**The exercise:** Extract all lines from the data beneath that include the word "this".

**Raw data:**
_ _ _

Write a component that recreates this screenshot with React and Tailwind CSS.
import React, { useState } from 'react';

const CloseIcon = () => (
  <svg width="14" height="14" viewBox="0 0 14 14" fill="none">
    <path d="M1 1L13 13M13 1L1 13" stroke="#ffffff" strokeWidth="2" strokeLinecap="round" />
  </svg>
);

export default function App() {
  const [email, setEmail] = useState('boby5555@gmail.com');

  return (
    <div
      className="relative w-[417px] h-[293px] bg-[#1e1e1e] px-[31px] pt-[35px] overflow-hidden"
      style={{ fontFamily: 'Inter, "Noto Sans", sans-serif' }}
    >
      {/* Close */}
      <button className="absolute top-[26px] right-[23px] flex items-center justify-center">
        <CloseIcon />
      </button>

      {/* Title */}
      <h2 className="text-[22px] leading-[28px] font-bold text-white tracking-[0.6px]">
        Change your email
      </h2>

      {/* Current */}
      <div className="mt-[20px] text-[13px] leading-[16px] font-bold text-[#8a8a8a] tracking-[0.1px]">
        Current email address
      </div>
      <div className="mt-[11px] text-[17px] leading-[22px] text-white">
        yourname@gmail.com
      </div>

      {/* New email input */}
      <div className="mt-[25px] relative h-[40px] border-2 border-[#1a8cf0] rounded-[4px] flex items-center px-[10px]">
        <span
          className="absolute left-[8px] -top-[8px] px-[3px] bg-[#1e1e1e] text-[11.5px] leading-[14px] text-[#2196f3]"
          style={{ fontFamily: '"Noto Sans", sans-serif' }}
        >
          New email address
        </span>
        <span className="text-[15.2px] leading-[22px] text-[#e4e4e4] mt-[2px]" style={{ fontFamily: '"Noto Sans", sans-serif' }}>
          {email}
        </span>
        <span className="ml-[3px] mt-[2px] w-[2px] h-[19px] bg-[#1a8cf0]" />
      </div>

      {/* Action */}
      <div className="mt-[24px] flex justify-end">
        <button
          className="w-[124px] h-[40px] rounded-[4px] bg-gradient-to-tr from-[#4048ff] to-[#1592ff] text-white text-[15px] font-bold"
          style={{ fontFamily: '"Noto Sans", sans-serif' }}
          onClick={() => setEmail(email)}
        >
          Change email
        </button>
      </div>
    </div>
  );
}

_ _ _

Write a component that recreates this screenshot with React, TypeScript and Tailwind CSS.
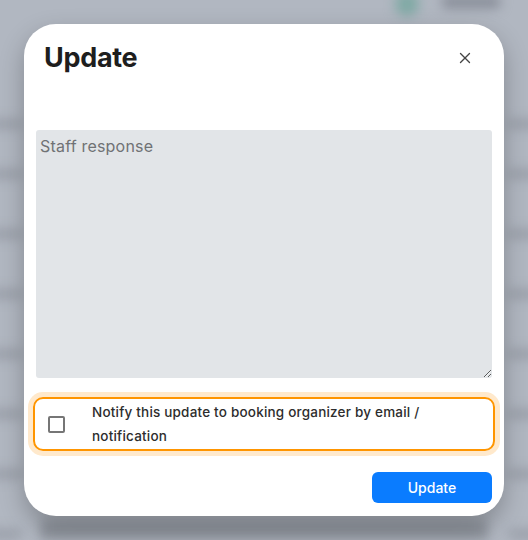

_ _ _

**The answer:**
Write a component that recreates this screenshot with React and Tailwind CSS.
Write a component that recreates this screenshot with React, TypeScript and Tailwind CSS.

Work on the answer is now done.